How do we know when the “closer” should get in the game, if not necessarily the 9th inning? The answer is to use the Leverage Index, which is a table that shows how important each game situation is. The Leverage Index comes from “The Book,” by Tom Tango, Mitchel Lichtman and Andrew Dolphin.

High leverage situations occur when the game hangs in the balance. That’s when you want your most effective reliever in the game. Closers typically appear in situations with leverage of about 2.

In Saturday’s game, that situation came when the game was tied 4-4 in the top of the sixth and there was a runner on third base with one out. The chart shows the leverage of that situation was 2.0, higher than at another other point in the game, but Kris Medlen was left in there to face Chad Tracy, who hit a double to put the Nationals ahead 5-4 on their way to an 8-4 victory. (The website Fangraphs lists the LI in that situation at 2.55, presumably based on a more detailed calculation than what’s provided in the chart. Under both the chart in “The Book” and on Fangraphs, that situation had the highest LI in the game.)

In Friday’s game, the Braves trailed 3-4 in the top of the 7th with the bases loaded and two outs, but starting pitcher Tim Hudson was allowed to continue pitching even though he had already thrown 105 pitches. Three pitches later, Ryan Zimmerman hit a bases-clearing double and only then was Hudson pulled from the game. In that situation, the game leverage was 3.1.

The trend also can be seen in the Braves’ previous losses.

When Medlen gave up a grand slam to the Reds on Thursday, the leverage index was about 4.0 when the bases were loaded in the bottom of the sixth with one out and the Braves led 2-1.

Again with the bases loaded in the bottom of the sixth and one out on Wednesday and the Braves ahead 1-0, Tommy Hanson was left in to pitch to Jay Bruce, who tied the game with a fielder’s choice. That LI was about 3.3.

On Tuesday, during the Braves 9-2 loss, there weren’t many high-leverage situations because the Reds took an early lead and then built on it. The 4-1 loss on Monday was also a low-leverage game–it game was tied at 1-1 in the second, and then Mike Minor gave up three consecutive solo home runs in the fourth.

So out of the last six games, the Braves had four high-leverage late inning situations where Kimbrel could have been used.

Instead, inferior pitchers were put in the game, Kimbrel rode the bench, and the Braves found themselves in fourth place.

5 Replies to “Saving the best for never”

  1. I want to point out that looking at the LI at any one instant is probably a little short-sighted. If a pitcher was going to come in at bases loaded in the 6th inning, he needs to already be warmed up. I doubt Kimbrel was warming up in anticipation of coming into the game, nor should he necessarily be.

  2. 1) The current Braves pitchers are known for getting into jams in the 6th and 7th inning
    2) The Braves have at least three pitchers that could competently fill the “closer” role (though Venters is slumping a bit)
    3) One of EOF, Venters, or Kimbrel should be warming up at the first sign of trouble every game – call this pitcher the “get out of jam” pitcher. It could be one designated individual or rotate based on matchups, slumps, etc. One of the remaining pitchers should be saved for a close situation, should one arise.
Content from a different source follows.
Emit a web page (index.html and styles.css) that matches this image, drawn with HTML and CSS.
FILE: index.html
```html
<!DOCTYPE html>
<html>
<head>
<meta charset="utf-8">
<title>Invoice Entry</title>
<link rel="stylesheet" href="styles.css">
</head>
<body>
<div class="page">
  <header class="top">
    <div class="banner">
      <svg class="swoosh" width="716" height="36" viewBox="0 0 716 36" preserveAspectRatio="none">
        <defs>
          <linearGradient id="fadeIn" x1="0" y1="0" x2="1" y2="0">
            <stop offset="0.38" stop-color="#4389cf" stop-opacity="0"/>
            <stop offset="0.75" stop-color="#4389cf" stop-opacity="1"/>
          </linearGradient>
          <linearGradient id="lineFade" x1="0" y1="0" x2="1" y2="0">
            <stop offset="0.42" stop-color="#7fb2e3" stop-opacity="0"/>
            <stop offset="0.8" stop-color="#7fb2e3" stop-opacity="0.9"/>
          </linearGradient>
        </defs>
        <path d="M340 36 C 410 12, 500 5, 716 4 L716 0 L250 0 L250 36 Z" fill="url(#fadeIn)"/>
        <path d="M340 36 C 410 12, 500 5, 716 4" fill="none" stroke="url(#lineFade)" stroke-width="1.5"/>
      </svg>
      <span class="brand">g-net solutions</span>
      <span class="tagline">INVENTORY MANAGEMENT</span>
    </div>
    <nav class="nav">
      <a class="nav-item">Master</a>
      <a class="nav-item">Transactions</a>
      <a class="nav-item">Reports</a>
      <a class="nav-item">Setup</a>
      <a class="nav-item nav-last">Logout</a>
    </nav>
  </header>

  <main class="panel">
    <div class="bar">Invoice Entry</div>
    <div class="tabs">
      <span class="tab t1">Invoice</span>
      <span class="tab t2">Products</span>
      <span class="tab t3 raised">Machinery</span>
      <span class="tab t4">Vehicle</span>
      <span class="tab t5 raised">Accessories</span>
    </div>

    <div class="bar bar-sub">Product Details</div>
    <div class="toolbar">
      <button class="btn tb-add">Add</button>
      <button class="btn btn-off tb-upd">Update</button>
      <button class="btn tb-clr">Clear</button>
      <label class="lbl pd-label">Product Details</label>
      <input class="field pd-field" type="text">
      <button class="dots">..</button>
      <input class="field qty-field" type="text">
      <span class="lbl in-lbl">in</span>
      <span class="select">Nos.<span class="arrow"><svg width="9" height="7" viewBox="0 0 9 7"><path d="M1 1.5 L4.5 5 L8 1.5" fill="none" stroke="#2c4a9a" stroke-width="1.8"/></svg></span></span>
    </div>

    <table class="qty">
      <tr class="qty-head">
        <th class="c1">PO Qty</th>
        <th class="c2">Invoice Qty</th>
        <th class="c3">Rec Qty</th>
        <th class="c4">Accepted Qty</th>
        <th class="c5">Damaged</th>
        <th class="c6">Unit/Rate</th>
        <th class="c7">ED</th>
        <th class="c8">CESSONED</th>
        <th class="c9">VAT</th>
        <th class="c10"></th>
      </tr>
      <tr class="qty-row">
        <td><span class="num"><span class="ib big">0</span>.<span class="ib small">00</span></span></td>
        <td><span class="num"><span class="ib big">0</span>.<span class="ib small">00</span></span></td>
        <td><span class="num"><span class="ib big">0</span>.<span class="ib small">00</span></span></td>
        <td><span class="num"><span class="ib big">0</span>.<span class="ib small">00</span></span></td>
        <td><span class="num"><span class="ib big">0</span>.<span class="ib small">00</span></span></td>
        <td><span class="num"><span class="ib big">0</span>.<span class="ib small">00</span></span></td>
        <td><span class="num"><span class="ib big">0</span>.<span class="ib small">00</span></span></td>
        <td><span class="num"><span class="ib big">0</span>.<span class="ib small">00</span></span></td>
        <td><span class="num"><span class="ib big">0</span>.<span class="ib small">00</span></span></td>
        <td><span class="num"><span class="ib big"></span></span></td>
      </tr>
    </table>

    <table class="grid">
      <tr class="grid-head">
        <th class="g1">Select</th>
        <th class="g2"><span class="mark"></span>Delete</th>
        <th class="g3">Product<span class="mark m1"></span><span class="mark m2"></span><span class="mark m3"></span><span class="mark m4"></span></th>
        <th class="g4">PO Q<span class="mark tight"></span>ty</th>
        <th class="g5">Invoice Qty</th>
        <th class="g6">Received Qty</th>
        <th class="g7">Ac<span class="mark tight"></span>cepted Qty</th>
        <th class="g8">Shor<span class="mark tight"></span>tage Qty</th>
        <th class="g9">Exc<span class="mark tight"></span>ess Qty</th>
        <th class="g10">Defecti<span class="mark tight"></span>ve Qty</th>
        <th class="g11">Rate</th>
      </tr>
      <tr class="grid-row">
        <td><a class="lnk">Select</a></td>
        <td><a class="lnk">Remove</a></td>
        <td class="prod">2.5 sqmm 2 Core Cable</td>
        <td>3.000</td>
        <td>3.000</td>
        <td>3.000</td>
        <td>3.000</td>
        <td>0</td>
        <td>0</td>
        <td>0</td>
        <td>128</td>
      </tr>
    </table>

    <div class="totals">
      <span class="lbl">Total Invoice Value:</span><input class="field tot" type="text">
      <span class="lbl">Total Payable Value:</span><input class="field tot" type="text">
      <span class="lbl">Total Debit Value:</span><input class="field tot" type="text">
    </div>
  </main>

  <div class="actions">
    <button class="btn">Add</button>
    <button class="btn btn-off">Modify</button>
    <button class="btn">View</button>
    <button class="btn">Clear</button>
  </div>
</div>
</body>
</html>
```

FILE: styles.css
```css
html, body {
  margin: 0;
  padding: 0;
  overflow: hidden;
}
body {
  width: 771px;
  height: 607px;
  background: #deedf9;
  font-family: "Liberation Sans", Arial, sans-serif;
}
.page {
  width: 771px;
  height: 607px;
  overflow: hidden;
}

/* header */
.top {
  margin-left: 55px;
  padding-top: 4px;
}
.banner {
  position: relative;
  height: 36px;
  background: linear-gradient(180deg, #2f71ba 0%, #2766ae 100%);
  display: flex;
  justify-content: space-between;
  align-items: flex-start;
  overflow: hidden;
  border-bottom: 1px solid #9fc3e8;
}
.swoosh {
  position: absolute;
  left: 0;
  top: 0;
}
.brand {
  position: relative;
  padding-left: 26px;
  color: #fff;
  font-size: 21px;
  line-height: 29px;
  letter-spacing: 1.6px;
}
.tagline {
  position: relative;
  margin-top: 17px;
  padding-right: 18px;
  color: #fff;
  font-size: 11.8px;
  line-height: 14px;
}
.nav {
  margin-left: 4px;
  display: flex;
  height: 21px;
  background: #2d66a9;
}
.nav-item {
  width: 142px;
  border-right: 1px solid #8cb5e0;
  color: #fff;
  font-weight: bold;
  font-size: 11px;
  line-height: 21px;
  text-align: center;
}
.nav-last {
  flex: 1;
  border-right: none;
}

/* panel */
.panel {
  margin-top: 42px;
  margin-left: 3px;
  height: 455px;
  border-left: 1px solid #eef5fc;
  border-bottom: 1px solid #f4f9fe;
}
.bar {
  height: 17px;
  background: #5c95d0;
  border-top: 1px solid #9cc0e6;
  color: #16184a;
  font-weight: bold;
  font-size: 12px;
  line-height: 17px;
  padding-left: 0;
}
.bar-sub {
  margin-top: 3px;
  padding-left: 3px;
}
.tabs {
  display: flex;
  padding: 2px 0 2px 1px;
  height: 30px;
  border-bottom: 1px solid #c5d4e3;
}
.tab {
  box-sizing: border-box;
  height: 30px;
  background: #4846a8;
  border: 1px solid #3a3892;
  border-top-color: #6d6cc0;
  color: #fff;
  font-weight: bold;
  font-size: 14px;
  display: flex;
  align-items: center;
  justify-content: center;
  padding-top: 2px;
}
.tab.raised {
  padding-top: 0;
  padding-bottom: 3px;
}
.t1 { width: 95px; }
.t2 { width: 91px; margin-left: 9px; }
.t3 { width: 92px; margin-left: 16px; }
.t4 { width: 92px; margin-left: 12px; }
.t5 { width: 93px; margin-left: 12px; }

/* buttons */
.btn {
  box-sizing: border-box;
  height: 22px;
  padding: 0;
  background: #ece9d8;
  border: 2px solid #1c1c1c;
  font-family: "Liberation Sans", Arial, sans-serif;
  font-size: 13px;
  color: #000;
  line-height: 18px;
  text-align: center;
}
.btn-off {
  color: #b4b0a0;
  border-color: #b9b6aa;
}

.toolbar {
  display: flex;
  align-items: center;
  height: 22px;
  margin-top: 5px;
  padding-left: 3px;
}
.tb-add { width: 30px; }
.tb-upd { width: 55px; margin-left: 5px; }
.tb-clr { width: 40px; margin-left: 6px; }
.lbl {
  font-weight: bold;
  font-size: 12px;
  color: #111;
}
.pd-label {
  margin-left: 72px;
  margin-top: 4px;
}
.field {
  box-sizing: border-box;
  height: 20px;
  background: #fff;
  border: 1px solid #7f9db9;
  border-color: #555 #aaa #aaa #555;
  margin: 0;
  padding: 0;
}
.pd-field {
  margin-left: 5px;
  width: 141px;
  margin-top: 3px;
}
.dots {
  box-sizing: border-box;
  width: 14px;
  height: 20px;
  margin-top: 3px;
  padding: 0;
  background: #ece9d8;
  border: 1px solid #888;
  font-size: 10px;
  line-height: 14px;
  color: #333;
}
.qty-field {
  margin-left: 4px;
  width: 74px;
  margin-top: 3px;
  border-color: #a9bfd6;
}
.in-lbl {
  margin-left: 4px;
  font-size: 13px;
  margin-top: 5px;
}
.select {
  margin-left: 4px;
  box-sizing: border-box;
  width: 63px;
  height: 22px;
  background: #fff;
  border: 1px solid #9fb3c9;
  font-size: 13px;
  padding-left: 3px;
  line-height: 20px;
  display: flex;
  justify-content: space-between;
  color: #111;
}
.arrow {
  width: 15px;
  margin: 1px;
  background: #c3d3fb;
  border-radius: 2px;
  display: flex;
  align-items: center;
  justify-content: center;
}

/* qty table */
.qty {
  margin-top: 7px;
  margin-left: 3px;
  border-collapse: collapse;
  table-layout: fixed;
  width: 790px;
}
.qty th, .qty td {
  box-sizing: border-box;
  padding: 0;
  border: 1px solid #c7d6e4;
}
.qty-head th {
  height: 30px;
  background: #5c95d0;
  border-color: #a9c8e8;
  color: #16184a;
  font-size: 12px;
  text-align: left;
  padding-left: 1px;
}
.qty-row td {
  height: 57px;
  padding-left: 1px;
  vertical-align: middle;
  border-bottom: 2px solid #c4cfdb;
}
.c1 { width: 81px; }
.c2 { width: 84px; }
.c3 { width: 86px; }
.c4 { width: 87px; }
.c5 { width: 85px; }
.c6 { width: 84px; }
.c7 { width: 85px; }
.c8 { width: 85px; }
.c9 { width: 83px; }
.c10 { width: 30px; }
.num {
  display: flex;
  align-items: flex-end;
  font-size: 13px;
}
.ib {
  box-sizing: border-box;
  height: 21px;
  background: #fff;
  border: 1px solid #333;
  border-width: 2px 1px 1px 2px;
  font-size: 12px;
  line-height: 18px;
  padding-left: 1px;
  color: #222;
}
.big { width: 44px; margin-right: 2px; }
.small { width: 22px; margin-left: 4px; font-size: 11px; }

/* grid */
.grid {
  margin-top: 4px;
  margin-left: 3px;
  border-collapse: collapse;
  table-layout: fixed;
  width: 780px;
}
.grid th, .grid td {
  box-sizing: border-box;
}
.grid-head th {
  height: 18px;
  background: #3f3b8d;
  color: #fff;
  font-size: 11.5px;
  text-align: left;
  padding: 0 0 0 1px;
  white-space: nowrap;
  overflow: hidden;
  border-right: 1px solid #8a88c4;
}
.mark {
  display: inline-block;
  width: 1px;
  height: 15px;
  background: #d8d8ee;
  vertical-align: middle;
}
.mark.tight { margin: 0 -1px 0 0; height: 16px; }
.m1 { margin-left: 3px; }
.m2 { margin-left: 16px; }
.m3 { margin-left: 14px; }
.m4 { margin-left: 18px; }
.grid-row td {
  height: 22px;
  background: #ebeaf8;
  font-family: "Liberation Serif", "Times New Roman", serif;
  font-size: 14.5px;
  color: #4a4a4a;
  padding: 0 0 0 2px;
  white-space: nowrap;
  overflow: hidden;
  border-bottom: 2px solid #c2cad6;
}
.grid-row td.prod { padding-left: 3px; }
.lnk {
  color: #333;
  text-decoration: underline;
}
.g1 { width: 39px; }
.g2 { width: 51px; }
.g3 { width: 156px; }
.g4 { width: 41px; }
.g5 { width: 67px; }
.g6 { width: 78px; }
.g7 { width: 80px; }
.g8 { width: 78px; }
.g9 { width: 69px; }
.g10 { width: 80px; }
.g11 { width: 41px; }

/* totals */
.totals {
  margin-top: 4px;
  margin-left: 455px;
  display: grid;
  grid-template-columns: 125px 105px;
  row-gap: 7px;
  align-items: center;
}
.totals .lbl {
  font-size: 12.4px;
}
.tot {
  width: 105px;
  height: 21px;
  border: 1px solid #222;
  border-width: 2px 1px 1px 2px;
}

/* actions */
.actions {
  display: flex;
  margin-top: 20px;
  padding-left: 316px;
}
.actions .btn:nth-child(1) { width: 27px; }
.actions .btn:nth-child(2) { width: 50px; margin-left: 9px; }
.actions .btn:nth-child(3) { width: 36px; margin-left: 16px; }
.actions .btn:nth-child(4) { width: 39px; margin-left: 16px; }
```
  3. Zac: Right, it’s hard to evaluate during a game when the highest-leverage situations will occur, and therefore you don’t want to “waste” your best pitchers too early in the game. My point is that it’s far worse to never use an elite closer in these situations. I would have liked to have seen Kimbrel pitch in at least one or two of these spots when he was needed most.

    Tony: The sooner baseball teams move away from the idea of having a single closer that must pitch in only the 9th inning, the better.
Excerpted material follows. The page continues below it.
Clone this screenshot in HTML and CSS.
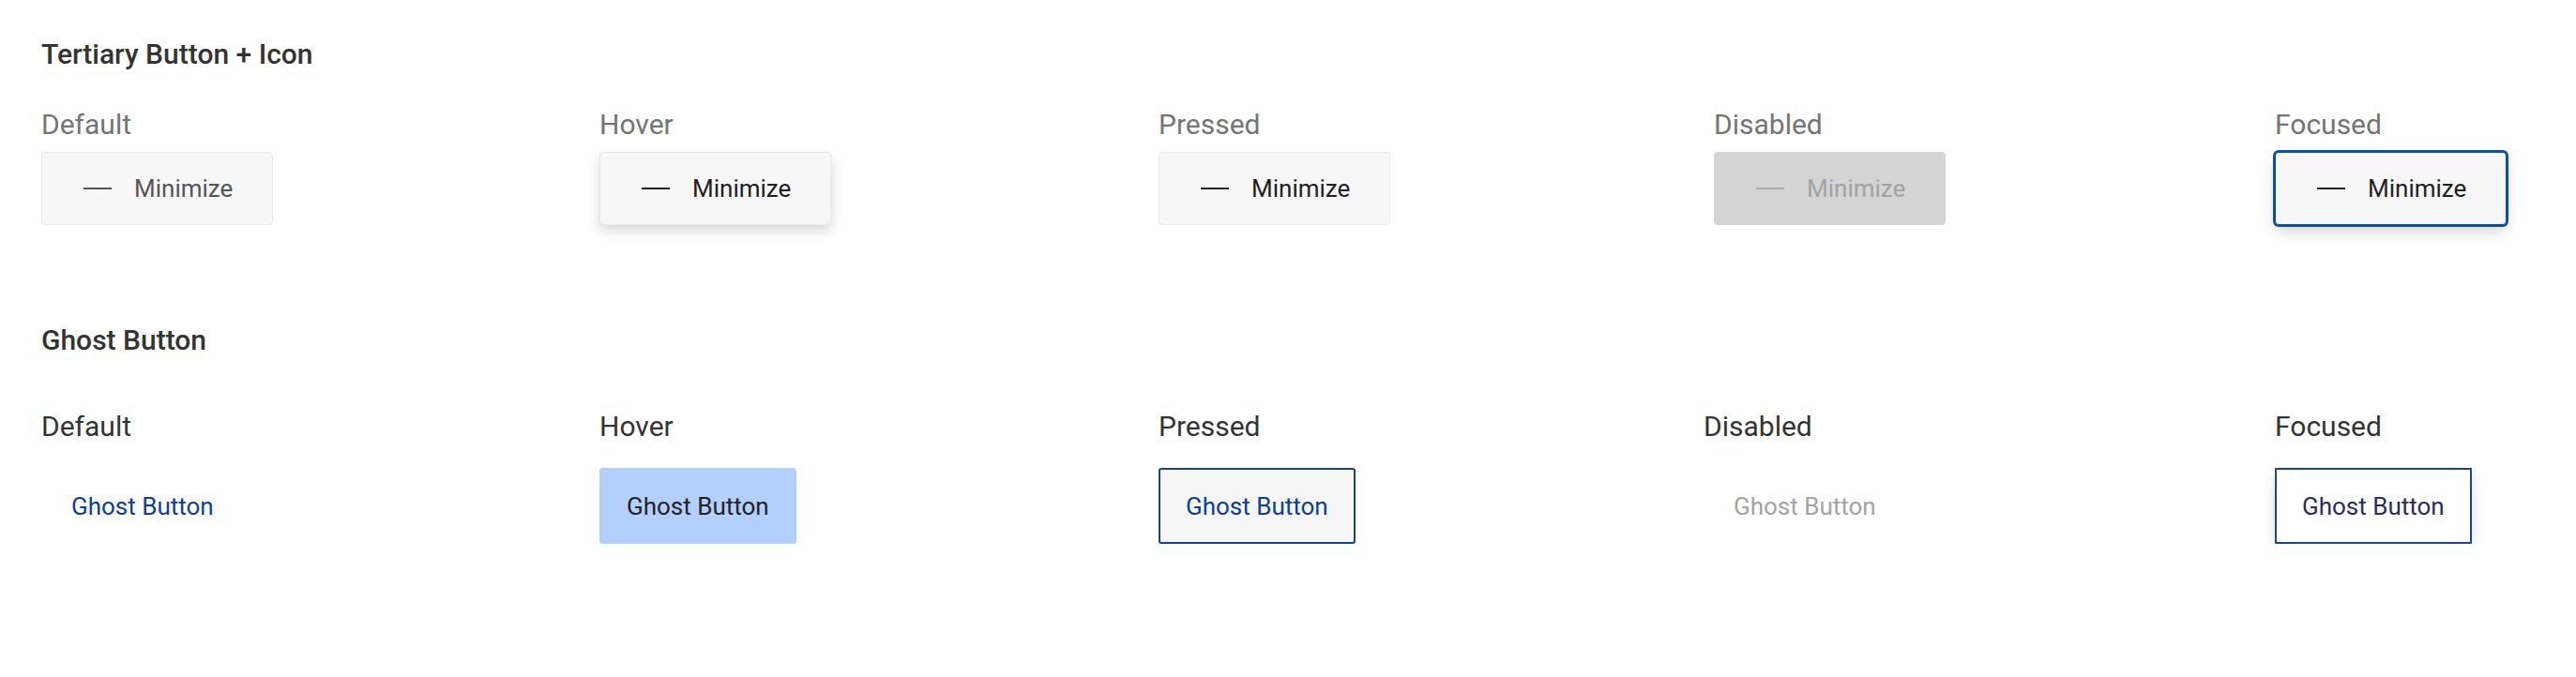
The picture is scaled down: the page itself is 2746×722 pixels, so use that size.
FILE: index.html
```html
<!DOCTYPE html>
<html lang="en">
<head>
<meta charset="utf-8">
<title>Buttons</title>
<link rel="stylesheet" href="styles.css">
</head>
<body>
<main class="page">
  <section class="group group--tertiary">
    <h2 class="group-title">Tertiary Button + Icon</h2>
    <div class="states">
      <div class="state">
        <div class="state-label">Default</div>
        <button class="btn-tertiary"><span class="dash"></span><span>Minimize</span></button>
      </div>
      <div class="state">
        <div class="state-label">Hover</div>
        <button class="btn-tertiary is-hover"><span class="dash"></span><span>Minimize</span></button>
      </div>
      <div class="state">
        <div class="state-label">Pressed</div>
        <button class="btn-tertiary is-pressed"><span class="dash"></span><span>Minimize</span></button>
      </div>
      <div class="state">
        <div class="state-label">Disabled</div>
        <button class="btn-tertiary is-disabled"><span class="dash"></span><span>Minimize</span></button>
      </div>
      <div class="state">
        <div class="state-label">Focused</div>
        <button class="btn-tertiary is-focused"><span class="dash"></span><span>Minimize</span></button>
      </div>
    </div>
  </section>

  <section class="group group--ghost">
    <h2 class="group-title">Ghost Button</h2>
    <div class="states">
      <div class="state">
        <div class="state-label">Default</div>
        <button class="btn-ghost">Ghost Button</button>
      </div>
      <div class="state">
        <div class="state-label">Hover</div>
        <button class="btn-ghost is-hover">Ghost Button</button>
      </div>
      <div class="state">
        <div class="state-label">Pressed</div>
        <button class="btn-ghost is-pressed">Ghost Button</button>
      </div>
      <div class="state state--shift">
        <div class="state-label">Disabled</div>
        <button class="btn-ghost is-disabled">Ghost Button</button>
      </div>
      <div class="state">
        <div class="state-label">Focused</div>
        <button class="btn-ghost is-focused">Ghost Button</button>
      </div>
    </div>
  </section>
</main>
</body>
</html>
```

FILE: styles.css
```css
* { box-sizing: border-box; }

html, body {
  margin: 0;
  background: #ffffff;
}

body {
  font-family: Roboto, "Liberation Sans", sans-serif;
  color: #333333;
}

.page {
  padding: 40px 0 0 44px;
}

.group-title {
  margin: 0;
  font-size: 30px;
  line-height: 36px;
  font-weight: 500;
  color: #333333;
}

.group--ghost {
  margin-top: 105px;
}

.states {
  display: grid;
  grid-template-columns: 595px 596px 592px 598px 300px;
  margin-top: 39px;
}

.group--ghost .states {
  margin-top: 56px;
}

.state {
  display: flex;
  flex-direction: column;
  align-items: flex-start;
  gap: 11px;
}

.group--ghost .state {
  gap: 26px;
}

.state--shift {
  margin-left: -11px;
}

.state-label {
  font-size: 30px;
  line-height: 36px;
  font-weight: 400;
  color: #747474;
}

.group--ghost .state-label {
  color: #333333;
}

/* Tertiary button */
.btn-tertiary {
  display: inline-flex;
  align-items: center;
  gap: 24px;
  width: 247px;
  height: 78px;
  padding: 0 0 0 44px;
  border: 1px solid #e7e7e7;
  border-radius: 4px;
  background: #f7f7f7;
  font-family: Roboto, "Liberation Sans", sans-serif;
  font-size: 26px;
  line-height: 32px;
  color: #555555;
  cursor: pointer;
}

.dash {
  display: block;
  width: 30px;
  height: 2px;
  background: #555555;
}

.btn-tertiary.is-hover {
  color: #1f1f1f;
  box-shadow: 0 6px 14px rgba(0, 0, 0, 0.16);
}

.btn-tertiary.is-hover .dash,
.btn-tertiary.is-pressed .dash,
.btn-tertiary.is-focused .dash {
  background: #222222;
}

.btn-tertiary.is-pressed {
  color: #1f1f1f;
}

.btn-tertiary.is-disabled {
  background: #d4d4d4;
  border-color: #d4d4d4;
  color: #a2a2a2;
}

.btn-tertiary.is-disabled .dash {
  background: #ababab;
}

.btn-tertiary.is-focused {
  color: #1f1f1f;
  border-color: #0650b0;
  box-shadow: 0 0 0 2px #0650b0, 0 7px 16px rgba(0, 0, 0, 0.16);
}

/* Ghost button */
.btn-ghost {
  display: inline-flex;
  align-items: center;
  height: 81px;
  padding: 0 28px 0 31px;
  border: 1px solid transparent;
  border-radius: 3px;
  background: transparent;
  font-family: Roboto, "Liberation Sans", sans-serif;
  font-size: 26px;
  line-height: 32px;
  color: #0b3d9e;
  cursor: pointer;
}

.btn-ghost.is-hover {
  padding: 0 28px;
  background: #b3d0fd;
  border-color: #b3d0fd;
  color: #222222;
}

.btn-ghost.is-pressed {
  padding: 0 27px;
  border: 2px solid #1441a0;
  background: #f6f6f7;
  color: #0b3d9e;
}

.btn-ghost.is-disabled {
  color: #a3a3a3;
  cursor: default;
}

.btn-ghost.is-focused {
  padding: 0 27px;
  border: 2px solid #1a449f;
  border-radius: 1px;
  background: #ffffff;
  color: #2d2b5e;
  box-shadow: 0 6px 14px rgba(0, 0, 0, 0.14);
}
```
  4. The whole idea of a bullpen pitcher is to be the “get out of jam pitcher.” That is why they all have specific roles. The mind of a bullpen pitcher is very different than that of a starter and comfort plays a large role in that. For example last year, everyone and their brother knew that it was O’flaherty in the 7th, Venters in the 8th, and Kimbrel in the ninth. The previous few years before that, everyone knew Peter Moylan was coming in with runners on and 1 out to get the double play. That is why they were so successful, because they knew their roles and were mentally prepared to come in at that time. Have you ever seen a closer come in for a non-save situation? This is almost always when they have their worst outings. They simply cannot get into the game mentally. Being a former college bullpen pitcher, I understand how not knowing when you are coming in can have huge affect on your performance.

    Speaking to Mark’s comment about “the sooner baseball teams move away from the idea of having a single closer…” that is why the guy is the closer. The last three outs of a game are always the hardest to get, mentally. Like I stated earlier, everyone needs to have/know their roles. The problem with the Braves is that the only ones that know their roles are O’flaherty, Venters, and Kimbrel, which is why we have trouble getting from the 5th to the 7th/8th innings. And also, no one said the closer must pitch only in the ninth inning. Plenty of closers have come in plenty of times to get a 2 inning save, especially in the postseason. Also, you speak as if Kimbrel can be used every day in the most crucial situation in each game. They all got tired after appearing in half of the games last season. The problem is more bullpen pitchers have to step up and do their jobs. Oh and the fact that people who can do all of these sabermetrics calculations think that baseball is that simple. There is still way too much of an element of randomness to say, “Oh the Leverage Index was so high at this point so Pitcher A must be used now.” If baseball were that easy, anyone could do it but it isn’t.

  5. There’s no evidence that closers pitch worse in non-save situations, and it doesn’t make sense to me either. You’re telling me that a professional pitcher who can handle the ninth inning can’t perform in non-save situations? I don’t think so.
    Ideas of the closer mentality and the comfort of specified roles don’t stand up to scrutiny. I’d be interested in any statistical data backing up those ideas, but as far as I can tell, there is none.